> TASK INSTRUCTIONS: Please set down all the lines beneath this one exactly, without the pictures.

> INFORMATION SHOWN:
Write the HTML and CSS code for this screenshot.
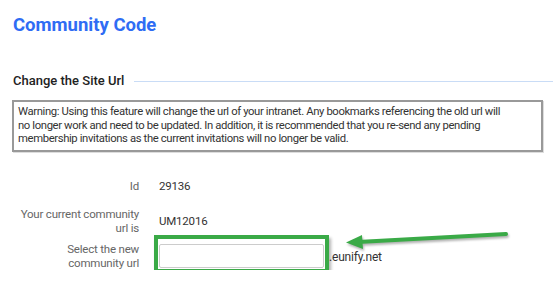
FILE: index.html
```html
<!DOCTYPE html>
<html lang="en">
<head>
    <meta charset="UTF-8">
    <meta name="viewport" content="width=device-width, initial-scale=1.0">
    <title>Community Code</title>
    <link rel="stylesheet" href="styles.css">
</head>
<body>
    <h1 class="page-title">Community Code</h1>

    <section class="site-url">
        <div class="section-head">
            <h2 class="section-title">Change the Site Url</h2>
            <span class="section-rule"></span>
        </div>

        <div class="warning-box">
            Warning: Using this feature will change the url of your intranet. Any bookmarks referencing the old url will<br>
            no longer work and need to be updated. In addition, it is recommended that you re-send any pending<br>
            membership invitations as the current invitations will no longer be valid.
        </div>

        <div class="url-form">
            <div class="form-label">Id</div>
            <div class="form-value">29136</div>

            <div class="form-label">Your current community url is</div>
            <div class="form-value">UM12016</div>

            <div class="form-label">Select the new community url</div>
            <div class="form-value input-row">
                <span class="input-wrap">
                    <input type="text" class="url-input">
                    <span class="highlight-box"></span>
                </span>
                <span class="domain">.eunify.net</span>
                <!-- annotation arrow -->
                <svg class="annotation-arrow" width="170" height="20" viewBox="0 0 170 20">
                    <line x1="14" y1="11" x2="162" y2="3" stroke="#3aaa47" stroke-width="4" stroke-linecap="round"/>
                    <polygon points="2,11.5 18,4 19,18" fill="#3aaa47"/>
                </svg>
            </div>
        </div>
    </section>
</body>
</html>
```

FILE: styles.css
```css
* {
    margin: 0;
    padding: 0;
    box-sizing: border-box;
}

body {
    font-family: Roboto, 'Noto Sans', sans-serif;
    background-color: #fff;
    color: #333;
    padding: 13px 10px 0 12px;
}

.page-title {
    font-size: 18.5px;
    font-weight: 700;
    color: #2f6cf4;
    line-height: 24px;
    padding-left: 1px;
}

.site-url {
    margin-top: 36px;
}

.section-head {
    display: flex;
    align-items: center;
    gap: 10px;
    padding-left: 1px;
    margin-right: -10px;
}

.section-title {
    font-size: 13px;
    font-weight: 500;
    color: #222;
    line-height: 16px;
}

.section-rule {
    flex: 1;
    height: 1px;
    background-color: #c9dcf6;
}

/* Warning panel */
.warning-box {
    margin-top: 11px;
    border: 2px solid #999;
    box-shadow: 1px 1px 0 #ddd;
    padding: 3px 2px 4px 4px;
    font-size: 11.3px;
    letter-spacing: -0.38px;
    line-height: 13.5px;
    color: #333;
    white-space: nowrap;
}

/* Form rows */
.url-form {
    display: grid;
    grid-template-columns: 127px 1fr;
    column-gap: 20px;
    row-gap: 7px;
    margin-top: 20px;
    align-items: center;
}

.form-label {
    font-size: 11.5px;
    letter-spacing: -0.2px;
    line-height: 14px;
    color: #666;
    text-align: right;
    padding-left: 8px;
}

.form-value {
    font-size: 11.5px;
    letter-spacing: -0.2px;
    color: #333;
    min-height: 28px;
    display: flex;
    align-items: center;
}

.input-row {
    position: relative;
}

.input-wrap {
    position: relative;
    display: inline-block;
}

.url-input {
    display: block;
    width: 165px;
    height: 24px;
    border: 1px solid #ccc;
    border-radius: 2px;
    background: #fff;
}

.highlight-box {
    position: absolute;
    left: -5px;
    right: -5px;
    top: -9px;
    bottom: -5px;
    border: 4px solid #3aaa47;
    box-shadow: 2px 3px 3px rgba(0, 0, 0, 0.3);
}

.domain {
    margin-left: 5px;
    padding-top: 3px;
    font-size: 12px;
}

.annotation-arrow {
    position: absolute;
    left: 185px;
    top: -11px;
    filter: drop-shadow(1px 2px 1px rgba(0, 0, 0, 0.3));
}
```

> RESPONSE:
Write the HTML and CSS code for this screenshot.
FILE: index.html
```html
<!DOCTYPE html>
<html lang="en">
<head>
    <meta charset="UTF-8">
    <meta name="viewport" content="width=device-width, initial-scale=1.0">
    <title>Community Code</title>
    <link rel="stylesheet" href="styles.css">
</head>
<body>
    <h1 class="page-title">Community Code</h1>

    <section class="site-url">
        <div class="section-head">
            <h2 class="section-title">Change the Site Url</h2>
            <span class="section-rule"></span>
        </div>

        <div class="warning-box">
            Warning: Using this feature will change the url of your intranet. Any bookmarks referencing the old url will<br>
            no longer work and need to be updated. In addition, it is recommended that you re-send any pending<br>
            membership invitations as the current invitations will no longer be valid.
        </div>

        <div class="url-form">
            <div class="form-label">Id</div>
            <div class="form-value">29136</div>

            <div class="form-label">Your current community url is</div>
            <div class="form-value">UM12016</div>

            <div class="form-label">Select the new community url</div>
            <div class="form-value input-row">
                <span class="input-wrap">
                    <input type="text" class="url-input">
                    <span class="highlight-box"></span>
                </span>
                <span class="domain">.eunify.net</span>
                <!-- annotation arrow -->
                <svg class="annotation-arrow" width="170" height="20" viewBox="0 0 170 20">
                    <line x1="14" y1="11" x2="162" y2="3" stroke="#3aaa47" stroke-width="4" stroke-linecap="round"/>
                    <polygon points="2,11.5 18,4 19,18" fill="#3aaa47"/>
                </svg>
            </div>
        </div>
    </section>
</body>
</html>
```

FILE: styles.css
```css
* {
    margin: 0;
    padding: 0;
    box-sizing: border-box;
}

body {
    font-family: Roboto, 'Noto Sans', sans-serif;
    background-color: #fff;
    color: #333;
    padding: 13px 10px 0 12px;
}

.page-title {
    font-size: 18.5px;
    font-weight: 700;
    color: #2f6cf4;
    line-height: 24px;
    padding-left: 1px;
}

.site-url {
    margin-top: 36px;
}

.section-head {
    display: flex;
    align-items: center;
    gap: 10px;
    padding-left: 1px;
    margin-right: -10px;
}

.section-title {
    font-size: 13px;
    font-weight: 500;
    color: #222;
    line-height: 16px;
}

.section-rule {
    flex: 1;
    height: 1px;
    background-color: #c9dcf6;
}

/* Warning panel */
.warning-box {
    margin-top: 11px;
    border: 2px solid #999;
    box-shadow: 1px 1px 0 #ddd;
    padding: 3px 2px 4px 4px;
    font-size: 11.3px;
    letter-spacing: -0.38px;
    line-height: 13.5px;
    color: #333;
    white-space: nowrap;
}

/* Form rows */
.url-form {
    display: grid;
    grid-template-columns: 127px 1fr;
    column-gap: 20px;
    row-gap: 7px;
    margin-top: 20px;
    align-items: center;
}

.form-label {
    font-size: 11.5px;
    letter-spacing: -0.2px;
    line-height: 14px;
    color: #666;
    text-align: right;
    padding-left: 8px;
}

.form-value {
    font-size: 11.5px;
    letter-spacing: -0.2px;
    color: #333;
    min-height: 28px;
    display: flex;
    align-items: center;
}

.input-row {
    position: relative;
}

.input-wrap {
    position: relative;
    display: inline-block;
}

.url-input {
    display: block;
    width: 165px;
    height: 24px;
    border: 1px solid #ccc;
    border-radius: 2px;
    background: #fff;
}

.highlight-box {
    position: absolute;
    left: -5px;
    right: -5px;
    top: -9px;
    bottom: -5px;
    border: 4px solid #3aaa47;
    box-shadow: 2px 3px 3px rgba(0, 0, 0, 0.3);
}

.domain {
    margin-left: 5px;
    padding-top: 3px;
    font-size: 12px;
}

.annotation-arrow {
    position: absolute;
    left: 185px;
    top: -11px;
    filter: drop-shadow(1px 2px 1px rgba(0, 0, 0, 0.3));
}
```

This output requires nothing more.